Néanmoins la Grande-Bretagne a, depuis six années, fait subir à l’ensemble de ses lois plus de changemens que pendant le cours de deux siècles. Elle a vu s’élever et grandir dans son sein, sous le titre d’école libérale, une opinion qui professe les principes français en matière de législation civile et d’administration publique ; et ces principes ont reçu, dans la nouvelle organisation municipale, dans les réformes judiciaires et les nouvelles lois des pauvres, une éclatante sanction parlementaire. D’un autre côté, des projets conçus dans l’esprit de centralisation et d’égalité menacent les antiques juridictions, et les influences territoriales ; et déjà, au désespoir de la magistrature et du barreau, ces doctrines ont été appliquées au droit criminel en même temps qu’elles ont porté quelque lumière dans le chaos du droit coutumier ; enfin, l’édifice aristocratique est ébranlé dans sa pierre angulaire, l’anglicanisme, par les catholiques et les dissidens : ceux-ci l’attaquant avec fracas, ceux-là s’élevant en silence, sur ses ruines ; situation critique dont les résultats, pour n’être pas imminens, n’en sont pas moins assurés dans un avenir que la prudence peut rendre long, que la témérité rendrait court autant que terrible ; irrésistible courant qui entraînera le parti conservateur lui-même, soit qu’il s’y laisse aller pour garder le pouvoir, soit qu’il se brise dans une résistance désespérée.

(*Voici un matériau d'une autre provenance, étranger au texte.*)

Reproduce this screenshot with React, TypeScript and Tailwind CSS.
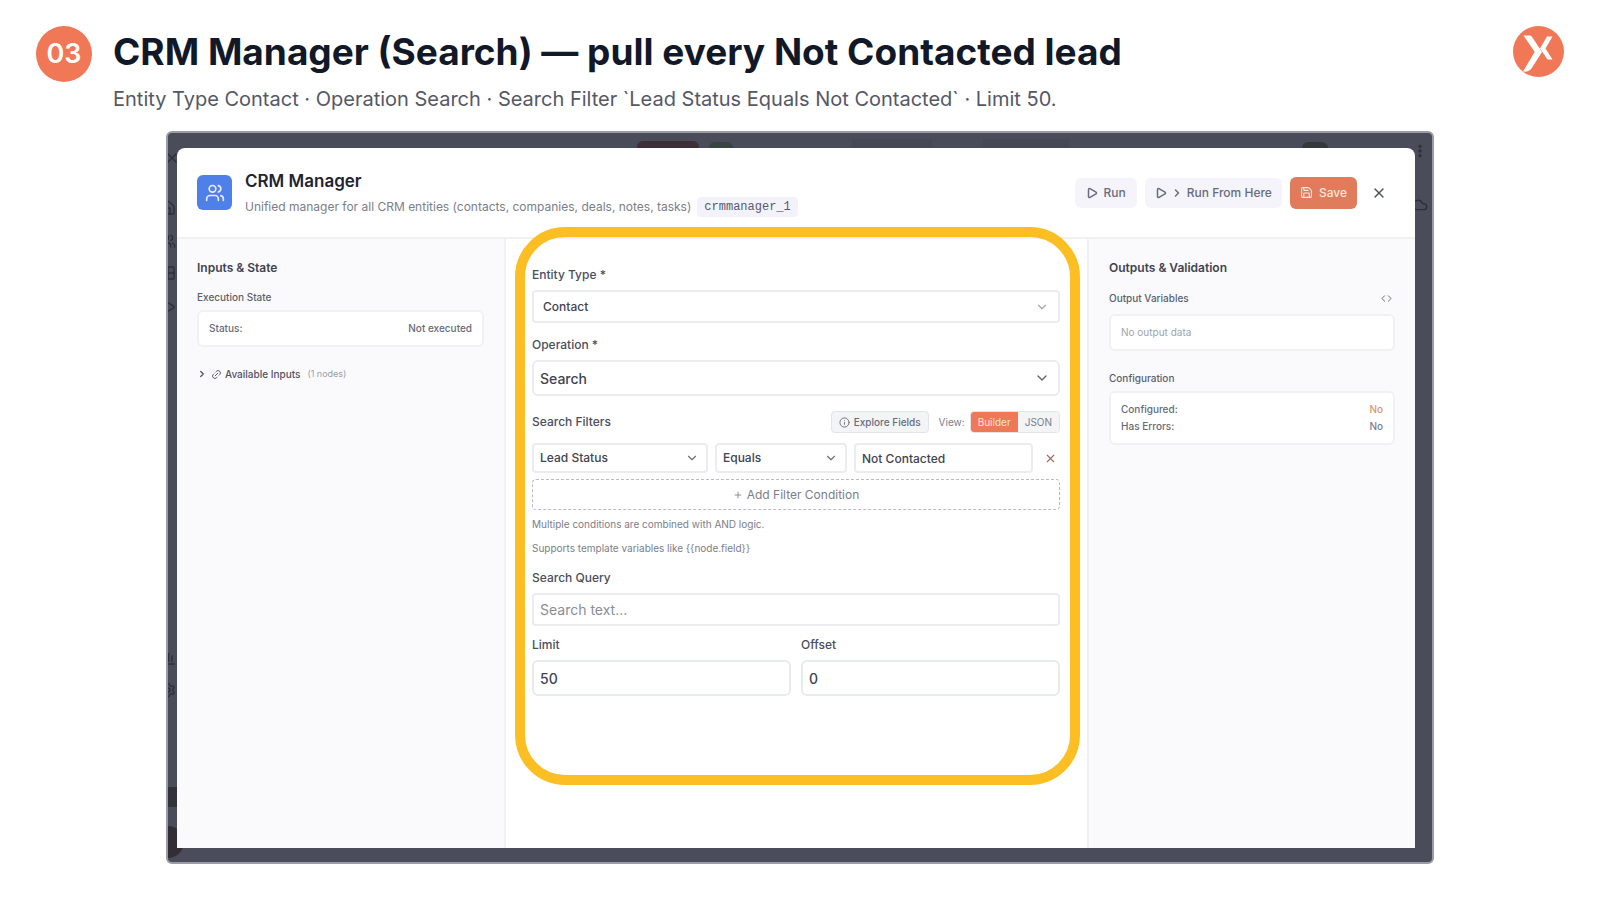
import { useState } from 'react'
import { ChevronDown, ChevronRight, Code, Info, Link2, Play, Plus, Save, Users, X, Ellipsis, House, Cloud, Grid2x2, ChartColumn, Settings } from 'lucide-react'

type Option = { value: string; label: string }

function Select({ id, label, options, className, iconClass }: {
  id: string
  label?: string
  options: Option[]
  className: string
  iconClass: string
}) {
  const [value, setValue] = useState(options[0].value)

  return (
    <div className="relative">
      <select
        id={id}
        aria-label={label}
        value={value}
        onChange={(e) => setValue(e.target.value)}
        className={`block w-full appearance-none border-2 border-[#ebecef] bg-white font-medium text-[#3f4352] ${className}`}
      >
        {options.map((o) => (
          <option key={o.value} value={o.value}>{o.label}</option>
        ))}
      </select>
      <ChevronDown className={`pointer-events-none absolute inset-y-0 my-auto ${iconClass}`} />
    </div>
  )
}

function Logo() {
  return (
    <svg viewBox="0 0 51 51" className="h-[51px] w-[51px]" role="img" aria-label="Logo">
      <circle cx="25.500" cy="25.500" r="25.500" fill="#f07856" />
      <path d="M10.500 9.500h5.500c1.600 0 2.600.6 3.400 2L29 26 18.500 42.500c-1.700 2.500-4.700 3.600-8.500 3l11.700-19.500z" fill="#fff" />
      <path d="M34 10.500h5.500L32.500 22.500l7 11h-5L27 22.500z" fill="#fff" />
    </svg>
  )
}

// dimmed page that shows around the edges of the modal
function Backdrop() {
  return (
    <div className="absolute inset-0 overflow-hidden rounded text-[#2c2e38]" aria-hidden="true">
      <div className="absolute left-[469px] top-2 h-6 w-[62px] rounded-md bg-[#3c3036]" />
      <div className="absolute left-[541px] top-[9px] h-6 w-6 rounded-md bg-[#39433f]" />
      <div className="absolute left-[684px] top-[6px] h-6 w-20 bg-[#464854]" />
      <div className="absolute left-[815px] top-[6px] h-6 w-[86px] bg-[#464854]" />
      <div className="absolute right-[104px] top-[9px] h-6 w-[26px] rounded-md bg-[#35393e]" />
      <X className="absolute -left-1 top-[17px] h-4 w-4" />
      <House className="absolute -left-2 top-[67px] h-4 w-4" />
      <Users className="absolute -left-2 top-[100px] h-4 w-4" />
      <Grid2x2 className="absolute -left-2 top-[132px] h-4 w-4" />
      <Play className="absolute -left-2 top-[166px] h-4 w-4" />
      <ChartColumn className="absolute -left-2 bottom-[196px] h-4 w-4" />
      <Settings className="absolute -left-2 bottom-[164px] h-4 w-4" />
      <div className="absolute left-0 bottom-[55px] h-5 w-3 bg-[#33323b]" />
      <div className="absolute -left-4 bottom-1 h-8 w-8 rounded-full bg-[#332d36]" />
      <Ellipsis className="absolute right-1 top-[10px] h-4 w-4 rotate-90" strokeWidth={3} />
      <Cloud className="absolute right-1 top-[64px] h-4 w-4" />
    </div>
  )
}

export default function App() {
  const [view, setView] = useState('builder')
  const [query, setQuery] = useState('')
  const [limit, setLimit] = useState('50')
  const [offset, setOffset] = useState('0')
  const [filterValue, setFilterValue] = useState('Not Contacted')

  return (
    <div className="flex min-h-screen flex-col bg-white pb-9 font-['Inter','Liberation_Sans',sans-serif]">
      <header className="flex items-start px-9 pt-[26px]">
        <div className="flex h-14 w-14 shrink-0 items-center justify-center rounded-full bg-[#f07856] text-[27px] font-semibold text-white">
          03
        </div>
        <div className="ml-[21px] flex-1">
          <h1 className="text-[37px] font-bold leading-[52px] text-[#111827]">
            CRM Manager (Search) — pull every Not Contacted lead
          </h1>
          <p className="mt-1 text-[20px] leading-[34px] text-[#555866]">
            Entity Type Contact · Operation Search · Search Filter `Lead Status Equals Not Contacted` · Limit 50.
          </p>
        </div>
        <Logo />
      </header>

      <main className="relative mx-[166px] mt-[15px] flex flex-1 flex-col rounded-md border-2 border-[#9a9ca6] bg-[#4a4c59] pb-[14px] pl-[9px] pr-[17px] pt-[15px]">
        <Backdrop />
        <section className="relative flex flex-1 flex-col rounded-t-lg bg-white">
          <div className="flex h-[91px] items-center border-b-2 border-[#f1f1f4] pl-5 pr-[22px]">
            <div className="flex h-[35px] w-[35px] items-center justify-center rounded-md bg-[#4f7fe8] text-[#e6ecfb]">
              <Users className="h-5 w-5" strokeWidth={2} />
            </div>
            <div className="ml-[13px] flex-1">
              <h2 className="text-[17px] font-semibold leading-6 text-[#1f2433]">CRM Manager</h2>
              <div className="mt-1 flex items-center gap-[6px]">
                <p className="text-[12px] leading-5 text-[#7b7e8b]">
                  Unified manager for all CRM entities (contacts, companies, deals, notes, tasks)
                </p>
                <code className="rounded bg-[#f3f2fb] px-[7px] font-['Liberation_Mono',monospace] text-[12px] leading-5 text-[#565a6e]">
                  crmmanager_1
                </code>
              </div>
            </div>
            <div className="flex items-center gap-2 text-[12px] font-medium">
              <button className="flex h-[30px] items-center gap-[6px] rounded-md bg-[#f5f4fb] px-[11px] text-[#686c80]">
                <Play className="h-3 w-3" strokeWidth={3} /> Run
              </button>
              <button className="flex h-[30px] items-center gap-1 rounded-md bg-[#f5f4fb] px-[10px] text-[#686c80]">
                <Play className="h-3 w-3" strokeWidth={3} />
                <ChevronRight className="h-3 w-3" strokeWidth={3} />
                Run From Here
              </button>
              <button className="flex h-8 items-center gap-[6px] rounded-md bg-[#e07b5c] px-[10px] text-[#fbe6df]">
                <Save className="h-[13px] w-[13px]" /> Save
              </button>
              <button aria-label="Close" className="flex h-7 w-7 items-center justify-center text-[#4b4f5e]">
                <X className="h-4 w-4" />
              </button>
            </div>
          </div>

          <div className="flex flex-1">
            <aside className="w-[329px] shrink-0 border-r-2 border-[#f1f1f4] bg-[#fafafc] px-5 pt-[19px]">
              <h3 className="text-[12px] font-semibold leading-5 text-[#3f4352]">Inputs &amp; State</h3>
              <h4 className="mt-[11px] text-[10px] font-medium leading-4 text-[#5b5f6e]">Execution State</h4>
              <div className="mt-[5px] flex h-[37px] items-center justify-between rounded-md border-2 border-[#f1f1f4] bg-white px-[10px] text-[10px] font-medium text-[#666a79]">
                <span>Status:</span>
                <span>Not executed</span>
              </div>
              <button className="mt-[19px] flex items-center text-[10px] font-medium leading-4 text-[#4f5362]">
                <ChevronRight className="h-[10px] w-[10px]" strokeWidth={3} />
                <Link2 className="ml-1 mr-[3px] h-[11px] w-[11px] -rotate-45" />
                Available Inputs
                <span className="ml-[7px] text-[9px] font-normal text-[#9a9da8]">(1 nodes)</span>
              </button>
            </aside>

            <form className="relative min-w-0 flex-1 pl-[26px] pr-[27px] pt-[26px] text-[12px]" onSubmit={(e) => e.preventDefault()}>
              <label htmlFor="entity" className="block font-medium leading-5 text-[#4a4e5d]">Entity Type *</label>
              <div className="mt-[5px]">
                <Select id="entity" options={[{ value: 'contact', label: 'Contact' }, { value: 'company', label: 'Company' }]} className="h-[33px] rounded px-[9px]" iconClass="right-[11px] h-[14px] w-[14px] text-[#a3a6b1]" />
              </div>

              <label htmlFor="operation" className="mt-3 block font-medium leading-5 text-[#4a4e5d]">Operation *</label>
              <div className="mt-[5px]">
                <Select id="operation" options={[{ value: 'search', label: 'Search' }, { value: 'create', label: 'Create' }]} className="h-9 rounded-md px-[6px] text-[14px]" iconClass="right-[10px] h-4 w-4 text-[#5f6372]" />
              </div>

              <div className="mt-[15px] flex items-center">
                <span className="flex-1 font-medium text-[#4a4e5d]">Search Filters</span>
                <button type="button" className="flex h-[22px] items-center gap-1 rounded border border-[#e3e4e9] bg-[#f3f4f6] px-[7px] text-[10px] font-medium text-[#686c7b]">
                  <Info className="h-[11px] w-[11px]" /> Explore Fields
                </button>
                <span className="ml-[10px] mr-[5px] text-[10px] text-[#7b7e8b]">View:</span>
                <div className="flex h-[22px] overflow-hidden rounded border border-[#e3e4e9] text-[10px]">
                  <button
                    type="button"
                    onClick={() => setView('builder')}
                    className={`px-[7px] ${view === 'builder' ? 'bg-[#f07856] text-[#fde3da]' : 'bg-[#f3f4f6] text-[#7b7e8b]'}`}
                  >
                    Builder
                  </button>
                  <button
                    type="button"
                    onClick={() => setView('json')}
                    className={`px-[7px] ${view === 'json' ? 'bg-[#f07856] text-[#fde3da]' : 'bg-[#f3f4f6] text-[#7b7e8b]'}`}
                  >
                    JSON
                  </button>
                </div>
              </div>

              <div className="mt-[10px] grid grid-cols-[176fr_132fr_179fr_20px] gap-[7px]">
                <Select id="field" label="Field" options={[{ value: 'lead', label: 'Lead Status' }, { value: 'email', label: 'Email' }]} className="h-[30px] rounded px-[6px]" iconClass="right-[9px] h-[14px] w-[14px] text-[#6b6f7e]" />
                <Select id="condition" label="Condition" options={[{ value: 'eq', label: 'Equals' }, { value: 'ne', label: 'Not Equals' }]} className="h-[30px] rounded px-[6px]" iconClass="right-[9px] h-[14px] w-[14px] text-[#6b6f7e]" />
                <input
                  aria-label="Value"
                  value={filterValue}
                  onChange={(e) => setFilterValue(e.target.value)}
                  className="h-[30px] w-full min-w-0 rounded border-2 border-[#ebecef] px-[6px] font-medium text-[#3f4352]"
                />
                <button type="button" aria-label="Remove condition" className="flex items-center justify-center text-[#a0685c]">
                  <X className="h-[13px] w-[13px]" />
                </button>
              </div>
              <button type="button" className="mt-[6px] flex h-[31px] w-full items-center justify-center gap-1 rounded border border-dashed border-[#b9bbc4] text-[#7b7e8b]">
                <Plus className="h-[10px] w-[10px]" /> Add Filter Condition
              </button>
              <p className="mt-[6px] text-[10px] leading-4 text-[#7b7e8b]">Multiple conditions are combined with AND logic.</p>
              <p className="mt-2 text-[10px] leading-4 text-[#7b7e8b]">{'Supports template variables like {{node.field}}'}</p>

              <label htmlFor="query" className="mt-3 block font-medium leading-5 text-[#4a4e5d]">Search Query</label>
              <input
                id="query"
                value={query}
                placeholder="Search text..."
                onChange={(e) => setQuery(e.target.value)}
                className="mt-[5px] block h-[33px] w-full rounded border-2 border-[#ebecef] px-[6px] text-[14px] text-[#3f4352] placeholder:text-[#8a8d99]"
              />

              <div className="mt-[9px] grid grid-cols-2 gap-[10px]">
                <div>
                  <label htmlFor="limit" className="block font-medium leading-5 text-[#4a4e5d]">Limit</label>
                  <input
                    id="limit"
                    value={limit}
                    onChange={(e) => setLimit(e.target.value)}
                    className="mt-[5px] block h-9 w-full rounded-md border-2 border-[#e8ebec] px-[6px] text-[14px] font-medium text-[#3f4352]"
                  />
                </div>
                <div>
                  <label htmlFor="offset" className="block font-medium leading-5 text-[#4a4e5d]">Offset</label>
                  <input
                    id="offset"
                    value={offset}
                    onChange={(e) => setOffset(e.target.value)}
                    className="mt-[5px] block h-9 w-full rounded-md border-2 border-[#e8ebec] px-[6px] text-[14px] font-medium text-[#3f4352]"
                  />
                </div>
              </div>

              {/* highlight ring around the form */}
              <div className="pointer-events-none absolute -top-3 left-[9px] right-[7px] h-[558px] rounded-[50px] border-[10px] border-[#fbbf24]" />
            </form>

            <aside className="w-[328px] shrink-0 border-l-2 border-[#f1f1f4] bg-[#fafafc] px-5 pt-[19px]">
              <h3 className="text-[12px] font-semibold leading-5 text-[#3f4352]">Outputs &amp; Validation</h3>
              <div className="mt-3 flex items-center justify-between text-[#5b5f6e]">
                <h4 className="text-[10px] font-medium leading-4">Output Variables</h4>
                <button aria-label="Show code" className="px-[3px]">
                  <Code className="h-[11px] w-[11px]" />
                </button>
              </div>
              <div className="mt-2 flex h-[37px] items-center rounded-md border-2 border-[#f1f1f4] bg-white px-[10px] text-[10px] text-[#a0a3ae]">
                No output data
              </div>
              <h4 className="mt-[19px] text-[10px] font-medium leading-4 text-[#5b5f6e]">Configuration</h4>
              <dl className="mt-[5px] grid grid-cols-2 rounded-md border-2 border-[#f1f1f4] bg-white px-[10px] py-2 text-[10px] font-medium leading-[17px] text-[#666a79]">
                <dt>Configured:</dt>
                <dd className="text-right text-[#e0946f]">No</dd>
                <dt>Has Errors:</dt>
                <dd className="text-right text-[#7b7e8b]">No</dd>
              </dl>
            </aside>
          </div>
        </section>
      </main>
    </div>
  )
}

Lorsque ce parti, réduit, immédiatement après la réforme, à cent cinquante membres environ, dans la chambre des communes, eut doublé aux élections de 1835, pour conquérir presque une majorité à celles de 1837, il dut être évident qu’appuyé sur une telle force, dans le parlement et dans le pays, il ne laisserait passer désormais aucune mesure aussi décisive que celles de 1829 et de 1832, à moins d’avoir de nouveau la main forcée par le soulèvement de l’Irlande ou celui des populations ouvrières.

  1. Les incapacités qui affectent les juifs n’ont été levées ni par le bill d’émancipation ni par aucune mesure postérieure.